3. Package a Project

    Why: Packaging your CLI tool is crucial for sharing it with others. It allows them to install and run your tool easily using a single pip install command, without needing to manually copy files or manage dependencies.

    How: This involves creating a pyproject.toml file to define your project's metadata and dependencies. The key is to define an entry point that tells the system where to find the command. This is what allows users to run your tool from anywhere on their system.


In [6]:
[project]
name = "json-formatter"
version = "0.1.0"
authors = [
  { name="Your Name", email="your.email@example.com" },
]
description = "A simple CLI tool to reformat JSON."
requires-python = ">=3.8"
dependencies = [
    "click",
]

[project.scripts]
reformat-json = "your_module_name:reformat_json"

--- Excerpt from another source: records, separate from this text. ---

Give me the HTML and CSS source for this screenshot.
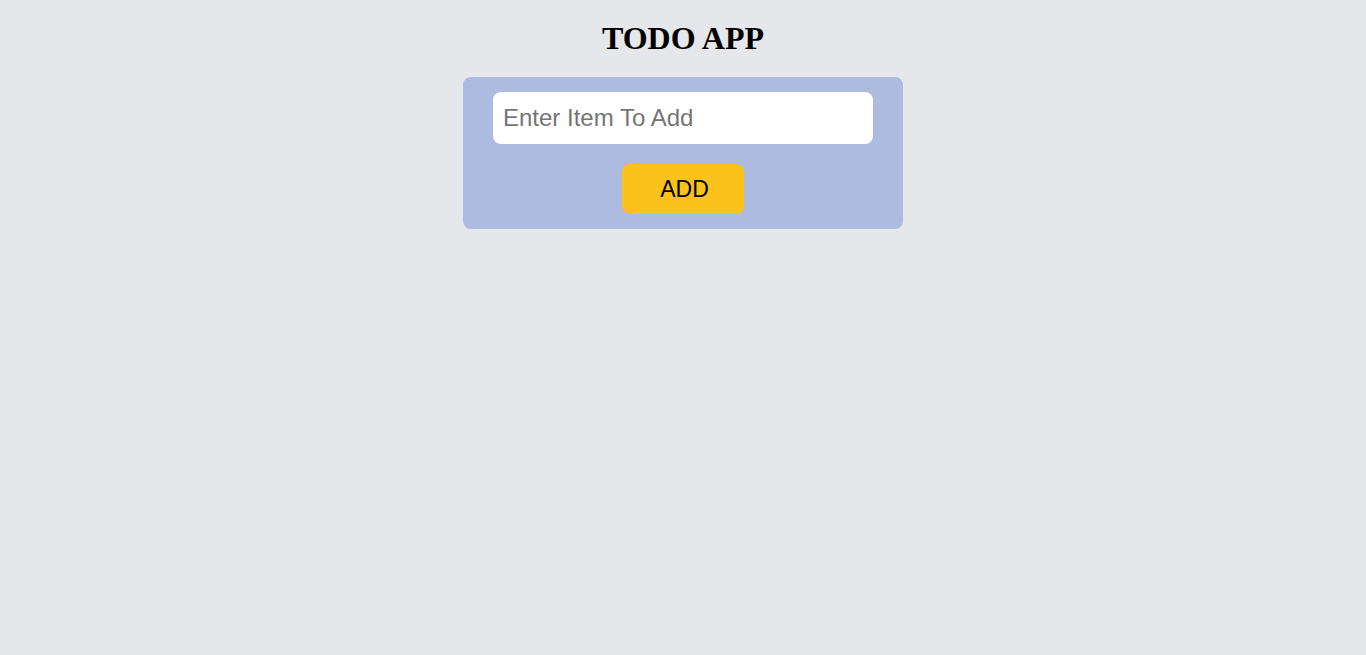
FILE: index.html
```html
<!DOCTYPE html>
<html lang="en">
<head>
<meta charset="utf-8">
<title>Todo App</title>
<link rel="stylesheet" href="styles.css">
</head>
<body>
  <main class="app">
    <h1 class="title">TODO APP</h1>
    <form class="card" onsubmit="return false">
      <input class="item-input" type="text" placeholder="Enter Item To Add">
      <button class="add-btn" type="submit">ADD</button>
    </form>
  </main>
</body>
</html>
```
FILE: styles.css
```css
html, body {
  margin: 0;
  padding: 0;
  background: #e5e7eb;
  height: 100%;
}
.app {
  display: flex;
  flex-direction: column;
  align-items: center;
  padding-top: 20px;
}
.title {
  margin: 0 0 20px;
  font-family: "Liberation Serif", "Times New Roman", serif;
  font-size: 32px;
  line-height: 37px;
  font-weight: bold;
  color: #000;
}
.card {
  width: 440px;
  box-sizing: border-box;
  padding: 15px 30px;
  background: #aebbe0;
  border-radius: 8px;
  display: flex;
  flex-direction: column;
  align-items: center;
  gap: 20px;
  margin: 0;
}
.item-input {
  width: 380px;
  height: 52px;
  box-sizing: border-box;
  border: none;
  border-radius: 8px;
  background: #fff;
  padding: 0 10px;
  font-family: "Liberation Sans", Arial, sans-serif;
  font-size: 24px;
  color: #000;
  outline: none;
}
.item-input::placeholder {
  color: #757575;
}
.add-btn {
  width: 122px;
  height: 50px;
  border: none;
  border-radius: 8px;
  background: #fbc21b;
  color: #000;
  font-family: "Liberation Sans", Arial, sans-serif;
  font-size: 23px;
  padding: 0 0 0 3px;
  cursor: pointer;
}
```
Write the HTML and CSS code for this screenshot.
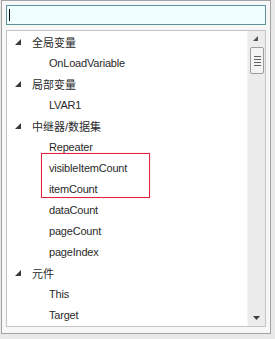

SyntaxError: invalid syntax. Maybe you meant '==' or ':=' instead of '='? (1122263134.py, line 5)

4. Automate an ML Workflow

    Why: Chaining CLIs provides a robust way to automate complex, multi-step workflows. Each CLI handles a single, well-defined task, making the overall process modular, repeatable, and easy to debug.

    How: You would build a series of small, single-purpose CLI tools. For example, a data-cleaner tool would output a cleaned file, a model-trainer tool would take that file as input and output a trained model, and an inference-tool would use that model to make predictions. You could then chain them together using a shell script or a batch file.

5. Research Best Practices for Python CLI Project Structure

    Why: A good project structure is essential for maintainability and scalability. It ensures that your code is organized, readable, and easy for other developers to contribute to.

    How: The best practice is to separate your CLI code from your core logic. This means having a main file (e.g., cli.py) that handles command-line arguments and calls functions from a separate module that contains the core functionality of your application. Your project directory should be organized logically with separate folders for your tests and modules.